Photo: Søren Malmose

REVIEW ANOTHER BRICK IN THE WALL PART 5: FABULOUS ROCK THEATER

Johan Olsen is a scoop as the gripping incarnation of raging human desperation in Østre Gasværk’s fabulous concert theater production of Pink Floyd’s iconic masterpiece The Wall, which rockets straight to the top and scores the rare six stars at Got To See This.

Carried by a killer rock band and the Gasworks’ formidable TheatreMax® stage technology, we witness the story of Pink, a kind of imaginative, non-linear autobiography by the work’s creator, Pink Floyd member Roger Waters, who unravels his traumatic childhood in a series of spectacular scenes, surrounded by inner demons, magically present in dance and aerial acrobatics.

The iconic The Wall album was released in 1979 and has sold over 30 million copies, and the story has been adapted into animated films, opera and, of course, a plethora of staged concert performances. 

The Berlin concert after the fall of the Wall in ’89 was a stage show of unprecedented dimensions with around half a million spectators and stands as a milestone in rock history. 

As we all know, The Wall doesn’t actually have anything to do with the Berlin Wall, but is an abstraction of the ‘wall’ the protagonist must build around his tortured mind to endure life. 

Some have called the story weepy to the point of whining, but when you have the work’s unconditional top number Comfortably Numb thrown right into the mask of a band as competent as Gasværket has hired for the task, you have to surrender to the pain. 

That song and that guitar solo, which according to my companion (a man of unquestionable rock history competence) was virtually 1:1 with David Gilmour’s classic Fender Stratocaster solo in the original version, makes Gasworks’ dome lift. 

Symphonic rock in a theatrical realization like this triggers a visual/musical satori that you won’t soon forget.
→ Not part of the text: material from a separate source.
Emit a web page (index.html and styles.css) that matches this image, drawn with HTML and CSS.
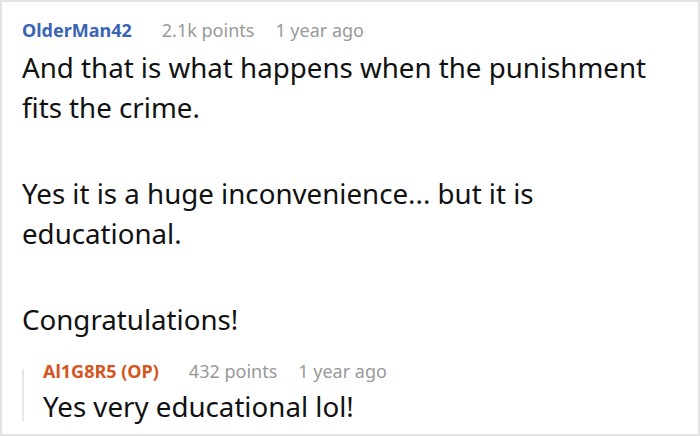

In case you didn’t know, satori is a Japanese/Buddhist term for a kind of particularly insightful, inexplicable clairvoyance. Yes, I like to get carried away when art and culture make an impression. 
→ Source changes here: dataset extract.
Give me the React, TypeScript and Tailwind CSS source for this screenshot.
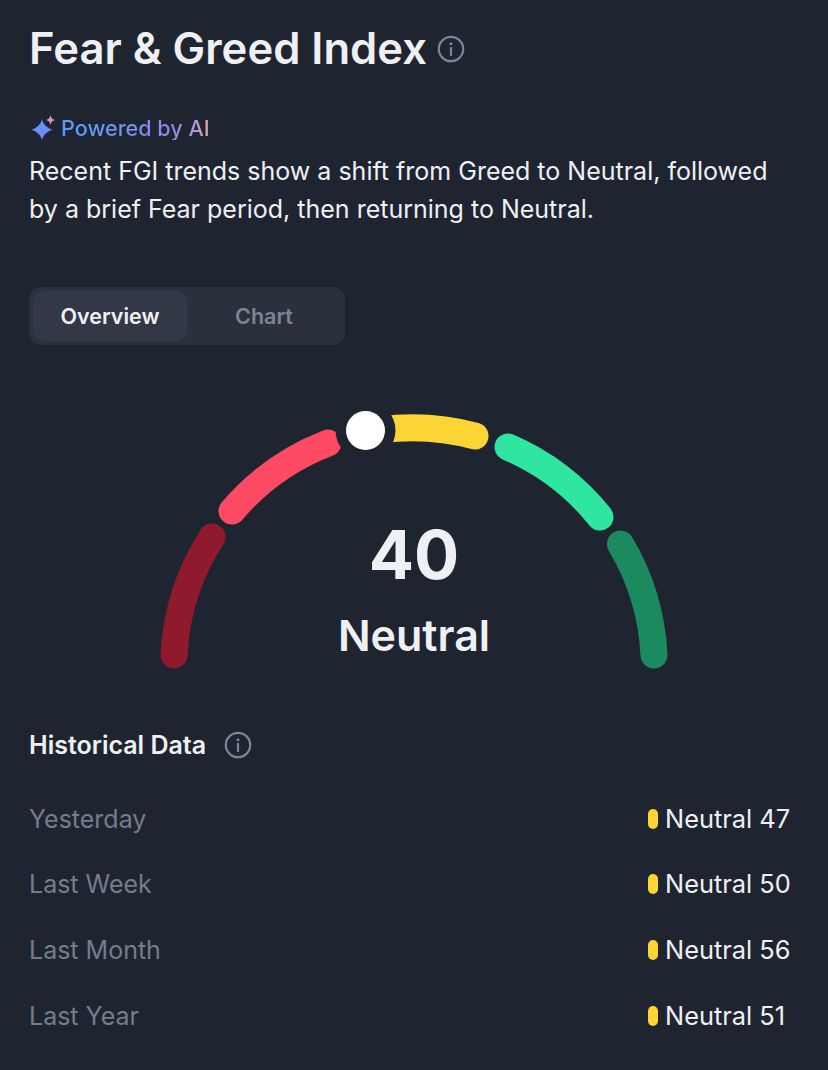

Others will have the boarding school basher ‘We Don’t Need No Education’ as their favorite of the evening, also this song strongly staged with an astonishing array of advanced stage technique that takes the audience’s breath away. 

Bandleader Søren Graversen whips up his excellent band, so it’s pure rock joy. Can I say it any clearer? 
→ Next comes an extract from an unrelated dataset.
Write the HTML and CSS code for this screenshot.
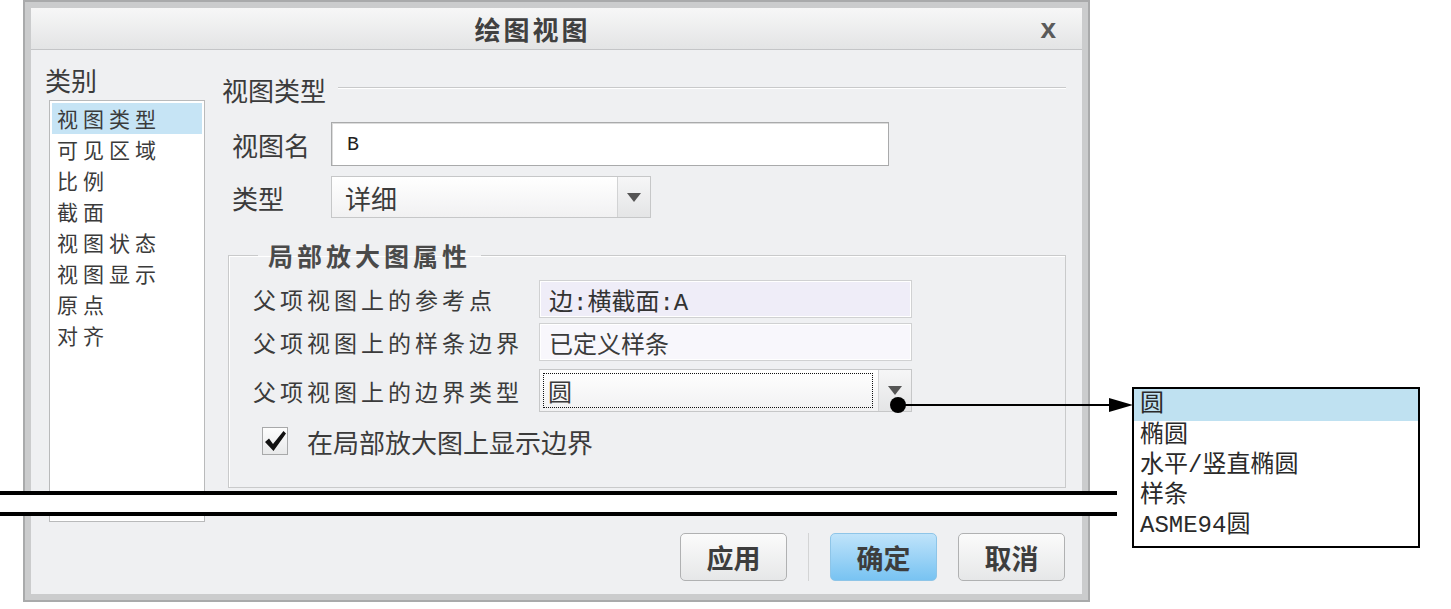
FILE: index.html
```html
<!DOCTYPE html>
<html lang="zh-CN">

<head>
    <meta charset="UTF-8">
    <meta name="viewport" content="width=device-width, initial-scale=1.0">
    <title>绘图视图</title>
    <link rel="stylesheet" href="styles.css">
</head>

<body>
    <div class="page">
        <div class="dialog">
            <div class="titlebar">
                <span class="title">绘图视图</span>
                <span class="close">x</span>
            </div>
            <div class="main">
                <!-- 左侧类别 -->
                <div class="category">
                    <div class="cat-label">类别</div>
                    <ul class="cat-list">
                        <li class="active">视图类型</li>
                        <li>可见区域</li>
                        <li>比例</li>
                        <li>截面</li>
                        <li>视图状态</li>
                        <li>视图显示</li>
                        <li>原点</li>
                        <li>对齐</li>
                    </ul>
                </div>
                <!-- 右侧面板 -->
                <div class="panel">
                    <div class="section-head"><span>视图类型</span><i class="rule"></i></div>
                    <div class="form-row row-name">
                        <span class="form-label">视图名</span>
                        <div class="input">B</div>
                    </div>
                    <div class="form-row row-type">
                        <span class="form-label">类型</span>
                        <div class="combo combo-type">
                            <span class="combo-text">详细</span>
                            <span class="combo-btn"><i class="tri"></i></span>
                        </div>
                    </div>
                    <fieldset class="group">
                        <legend>局部放大图属性</legend>
                        <div class="group-row">
                            <span class="group-label">父项视图上的参考点</span>
                            <div class="field field-ref">边:横截面:A</div>
                        </div>
                        <div class="group-row row-spline">
                            <span class="group-label">父项视图上的样条边界</span>
                            <div class="field field-spline">已定义样条</div>
                        </div>
                        <div class="group-row row-edge">
                            <span class="group-label">父项视图上的边界类型</span>
                            <div class="combo combo-edge">
                                <span class="combo-text"><span class="focus">圆</span></span>
                                <span class="combo-btn"><i class="tri"></i></span>
                            </div>
                        </div>
                        <div class="check-row">
                            <span class="checkbox">
                                <svg width="24" height="24" viewBox="0 0 24 24">
                                    <path d="M2 13 L6 9.5 L10 15 L20.5 2 L23 4.5 L10.5 22 Z" fill="#111" />
                                </svg>
                            </span>
                            <span>在局部放大图上显示边界</span>
                        </div>
                    </fieldset>
                </div>
            </div>
            <div class="footer">
                <button class="btn">应用</button>
                <i class="divider"></i>
                <button class="btn btn-primary">确定</button>
                <button class="btn">取消</button>
            </div>
        </div>

        <!-- 断开线 -->
        <div class="break"></div>

        <!-- 指示箭头 -->
        <svg class="pointer" width="250" height="24" viewBox="0 0 250 24">
            <circle cx="10" cy="12" r="8" fill="#000" />
            <line x1="10" y1="12" x2="226" y2="12" stroke="#000" stroke-width="2" />
            <polygon points="221,5 245,12 221,19" fill="#000" />
        </svg>

        <!-- 下拉列表 -->
        <ul class="popup">
            <li class="current">圆</li>
            <li>椭圆</li>
            <li>水平/竖直椭圆</li>
            <li>样条</li>
            <li>ASME94圆</li>
        </ul>
    </div>
</body>

</html>
```

FILE: styles.css
```css
html,
body,
ul {
    padding: 0;
    margin: 0;
}

ul {
    list-style: none;
}

body {
    background: #fff;
    font-family: "Noto Sans CJK SC", sans-serif;
    color: #3b3b3b;
}

.page {
    position: relative;
    width: 1451px;
    height: 609px;
    overflow: hidden;
}

.dialog {
    margin: 2px 0 0 25px;
    width: 1063px;
    height: 598px;
    box-sizing: border-box;
    border: 6px solid #cbcccd;
    box-shadow: 0 0 0 2px #a9aaab;
    background: #eff0f2;
    display: flex;
    flex-direction: column;
}

.titlebar {
    height: 42px;
    box-sizing: border-box;
    border-bottom: 1px solid #c4c5c7;
    background: linear-gradient(#f7f7f7, #e3e4e5);
    display: grid;
    grid-template-columns: 1fr auto 1fr;
    align-items: center;
    padding-right: 22px;
}

.title {
    grid-column: 2;
    margin-right: 26px;
    font-weight: 700;
    font-size: 26px;
    letter-spacing: 3px;
    color: #404040;
}

.close {
    grid-column: 3;
    justify-self: end;
    margin-right: 4px;
    font-family: "Liberation Sans", sans-serif;
    font-weight: 700;
    font-size: 28px;
    line-height: 1;
    color: #5a5a5a;
}

.main {
    display: flex;
    height: 475px;
}

/* 左侧类别 */
.category {
    width: 191px;
    box-sizing: border-box;
    padding: 15px 0 0 14px;
}

.cat-label {
    font-size: 26px;
    line-height: 30px;
}

.cat-list {
    margin: 5px 0 0 4px;
    padding: 2px;
    width: 156px;
    height: 422px;
    box-sizing: border-box;
    background: #fff;
    border: 1px solid #b9babb;
}

.cat-list li {
    height: 31px;
    font-size: 21px;
    line-height: 31px;
    letter-spacing: 5px;
    padding-left: 5px;
}

.cat-list li.active {
    background: #c6e4f5;
}

/* 右侧面板 */
.panel {
    flex: 1;
    padding: 25px 16px 0 0;
}

.section-head {
    display: flex;
    align-items: center;
    gap: 12px;
    font-size: 26px;
    line-height: 30px;
}

.rule {
    flex: 1;
    height: 0;
    margin-top: -4px;
    border-top: 1px solid #c8c9ca;
    border-bottom: 1px solid #fff;
}

.form-row {
    display: flex;
    align-items: center;
    margin-left: 10px;
}

.row-name {
    margin-top: 17px;
}

.row-type {
    margin-top: 10px;
}

.form-label {
    width: 99px;
    font-size: 26px;
}

.input {
    width: 558px;
    height: 44px;
    box-sizing: border-box;
    border: 1px solid #a9aaab;
    box-shadow: inset 1px 1px 0 #dcdcdc;
    background: #fff;
    display: flex;
    align-items: center;
    padding-left: 15px;
    font-family: "Liberation Mono", monospace;
    font-size: 20px;
    color: #222;
}

.combo {
    display: flex;
    box-sizing: border-box;
    border: 1px solid #c6c7c8;
    background: #fff;
}

.combo-type {
    width: 320px;
    height: 42px;
}

.combo-text {
    flex: 1;
    display: flex;
    align-items: center;
    padding-left: 13px;
    font-size: 26px;
    background: linear-gradient(#fff, #f1f1f2);
}

.combo-btn {
    width: 32px;
    border-left: 1px solid #d2d3d4;
    background: linear-gradient(#f6f6f7, #e4e5e6);
    display: flex;
    align-items: center;
    justify-content: center;
}

.tri {
    border-left: 7px solid transparent;
    border-right: 7px solid transparent;
    border-top: 9px solid #555;
}

/* 局部放大图属性 */
.group {
    margin: 22px 0 0 6px;
    padding: 10px 0 30px 24px;
    border: 1px solid #c9cacb;
    box-shadow: inset 1px 1px 0 #fff;
    min-width: 0;
}

.group legend {
    margin-left: 5px;
    padding: 0 10px;
    font-weight: 700;
    font-size: 25px;
    line-height: 30px;
    letter-spacing: 4px;
    color: #4a4a4a;
}

.group-row {
    display: flex;
    align-items: center;
}

.row-spline {
    margin-top: 5px;
}

.row-edge {
    margin-top: 8px;
}

.group-label {
    width: 286px;
    font-size: 23px;
    letter-spacing: 4px;
}

.field {
    width: 373px;
    height: 38px;
    box-sizing: border-box;
    border: 1px solid #d0d1d2;
    box-shadow: inset 0 0 0 1px #fff;
    display: flex;
    align-items: center;
    padding-left: 9px;
    font-size: 24px;
}

.field-ref {
    background: #efedf8;
    font-family: "Liberation Mono", "Noto Sans CJK SC", monospace;
    color: #333;
}

.field-spline {
    background: #f8f7fc;
}

.combo-edge {
    width: 373px;
    height: 43px;
}

.combo-edge .combo-text {
    padding: 3px 5px 3px 3px;
}

.focus {
    flex: 1;
    align-self: stretch;
    display: flex;
    align-items: center;
    padding-left: 4px;
    border: 1px dotted #111;
    font-size: 24px;
}

.check-row {
    display: flex;
    align-items: center;
    gap: 19px;
    height: 32px;
    margin: 13px 0 0 9px;
    font-size: 26px;
}

.checkbox {
    width: 26px;
    height: 28px;
    box-sizing: border-box;
    border: 1px solid #a8a9aa;
    background: linear-gradient(#fdfdfd, #e8e9ea);
    display: flex;
    align-items: center;
    justify-content: center;
}

/* 底部按钮 */
.footer {
    flex: 1;
    display: flex;
    justify-content: flex-end;
    align-items: flex-start;
    padding: 8px 17px 0 0;
}

.btn {
    width: 107px;
    height: 48px;
    padding: 0;
    border: 1px solid #b0b1b2;
    border-radius: 5px;
    background: linear-gradient(#fbfbfb, #e6e7e8);
    font-family: inherit;
    font-weight: 700;
    font-size: 27px;
    color: #3d3d3d;
}

.btn + .btn {
    margin-left: 21px;
}

.btn-primary {
    border-color: #8ec5e8;
    background: linear-gradient(#bfe3fa, #78c3f2);
}

.divider {
    width: 1px;
    height: 48px;
    margin: 0 21px;
    background: #d3d4d5;
}

/* 标注 */
.break {
    position: absolute;
    left: 0;
    top: 491px;
    width: 1117px;
    height: 25px;
    box-sizing: border-box;
    border-top: 4px solid #000;
    border-bottom: 4px solid #000;
    background: #fff;
}

.pointer {
    position: absolute;
    left: 888px;
    top: 393px;
}

.popup {
    position: absolute;
    left: 1132px;
    top: 387px;
    width: 288px;
    height: 161px;
    box-sizing: border-box;
    border: 2px solid #000;
    background: #fff;
    font-family: "Liberation Mono", "Noto Sans CJK SC", monospace;
    font-size: 24px;
    color: #2a2a2a;
}

.popup li {
    height: 30px;
    line-height: 30px;
    padding-left: 6px;
}

.popup li.current {
    height: 32px;
    line-height: 32px;
    background: #bfe1f1;
}
```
The finale, The Trial, brings it all together with exuberant, cabaret-style live action and a deeply original soundtrack combined with impressive lighting and videography. Line Bech’s formidable costumes hint at a surreal association of Carol Lewis and Alice in Wonderland. Awesome! 

The Wall is high class gesamtkunst and Wagner would have loved it! 

Pink Floyd subsequently fell out, and a years-long battle for rights has been raging between the parties ever since. 

This theater version is said to be the world’s first of its kind, it is produced by agreement with Roger Waters and is not called The Wall but Another Brick In The Wall Part 5. 

They’ll have to deal with that themselves, as long as the rest of us can experience this sublime performance, with a generous supply of spectacular theater magic and awesome music in a top-notch staging by Heinrich Christensen and a strong creative/technical team.

Johan Olsen shares the role of Pink with theater rock veteran Jimmy Jørgensen, who I’m sure will deliver a performance at a similar top level.